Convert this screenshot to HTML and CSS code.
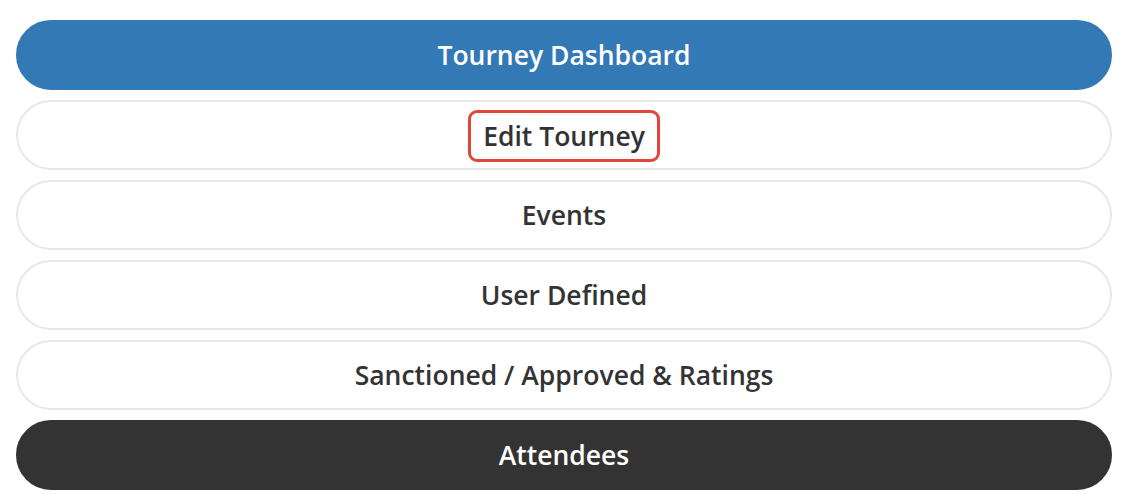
FILE: index.html
```html
<!DOCTYPE html>
<html>
<head>
<meta charset="utf-8">
<link rel="stylesheet" href="styles.css">
</head>
<body>
<nav class="menu">
  <a class="pill pill-primary">Tourney Dashboard</a>
  <a class="pill"><span class="highlight">Edit Tourney</span></a>
  <a class="pill">Events</a>
  <a class="pill">User Defined</a>
  <a class="pill">Sanctioned / Approved &amp; Ratings</a>
  <a class="pill pill-dark">Attendees</a>
</nav>
</body>
</html>
```
FILE: styles.css
```css
html, body {
  margin: 0;
  padding: 0;
  background: #ffffff;
}
body {
  font-family: "Open Sans", "Noto Sans", sans-serif;
}
.menu {
  display: flex;
  flex-direction: column;
  gap: 10px;
  padding: 20px 29px 0 16px;
}
.pill {
  box-sizing: border-box;
  height: 70px;
  display: flex;
  align-items: center;
  justify-content: center;
  border-radius: 35px;
  border: 2px solid #e8e8e8;
  background: #ffffff;
  color: #333333;
  font-size: 26.5px;
  font-weight: 600;
  line-height: 36px;
  text-decoration: none;
}
.pill-primary {
  background: #3379b5;
  border-color: #3379b5;
  color: #ffffff;
}
.pill-dark {
  background: #333333;
  border-color: #333333;
  color: #ffffff;
}
.highlight {
  border: 3px solid #e0473a;
  border-radius: 9px;
  padding: 5px 12px;
  margin-top: 2px;
}
```
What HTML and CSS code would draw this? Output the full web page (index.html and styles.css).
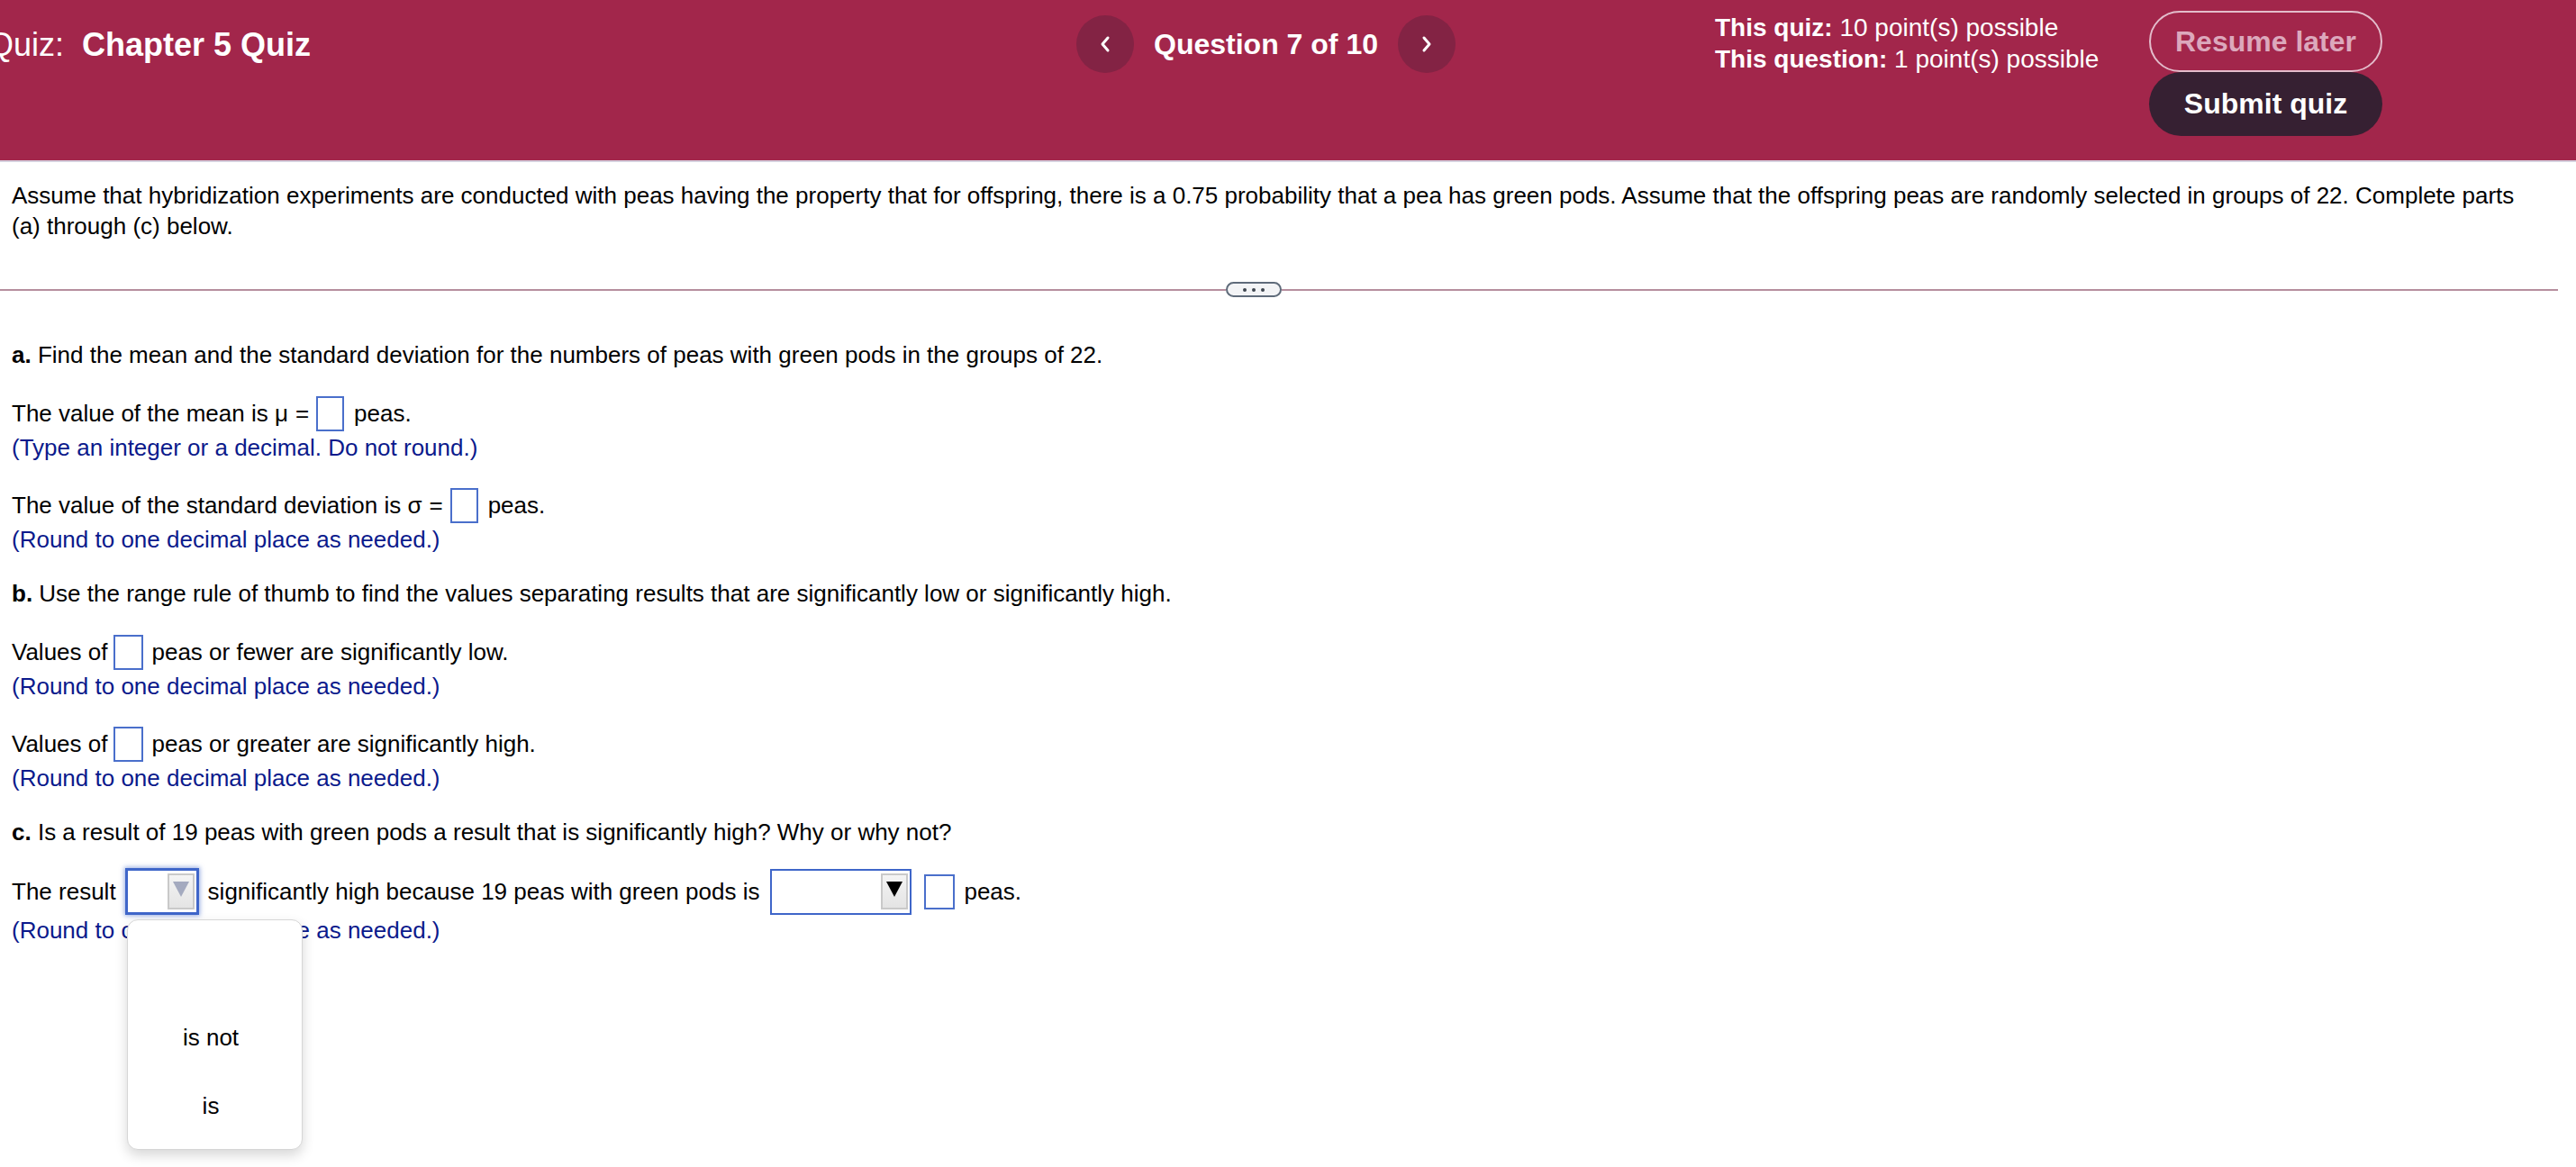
•••••
EXERCISE REQUIREMENTS: Retype every entry verbatim and exclude the pictures from the copy.

RESPONSE BELOW:
Convert this screenshot to HTML and CSS code.
FILE: index.html
```html
<!DOCTYPE html>
<html>
<head>
<meta charset="utf-8">
<link rel="stylesheet" href="styles.css">
</head>
<body>
<nav class="menu">
  <a class="pill pill-primary">Tourney Dashboard</a>
  <a class="pill"><span class="highlight">Edit Tourney</span></a>
  <a class="pill">Events</a>
  <a class="pill">User Defined</a>
  <a class="pill">Sanctioned / Approved &amp; Ratings</a>
  <a class="pill pill-dark">Attendees</a>
</nav>
</body>
</html>
```
FILE: styles.css
```css
html, body {
  margin: 0;
  padding: 0;
  background: #ffffff;
}
body {
  font-family: "Open Sans", "Noto Sans", sans-serif;
}
.menu {
  display: flex;
  flex-direction: column;
  gap: 10px;
  padding: 20px 29px 0 16px;
}
.pill {
  box-sizing: border-box;
  height: 70px;
  display: flex;
  align-items: center;
  justify-content: center;
  border-radius: 35px;
  border: 2px solid #e8e8e8;
  background: #ffffff;
  color: #333333;
  font-size: 26.5px;
  font-weight: 600;
  line-height: 36px;
  text-decoration: none;
}
.pill-primary {
  background: #3379b5;
  border-color: #3379b5;
  color: #ffffff;
}
.pill-dark {
  background: #333333;
  border-color: #333333;
  color: #ffffff;
}
.highlight {
  border: 3px solid #e0473a;
  border-radius: 9px;
  padding: 5px 12px;
  margin-top: 2px;
}
```
What HTML and CSS code would draw this? Output the full web page (index.html and styles.css).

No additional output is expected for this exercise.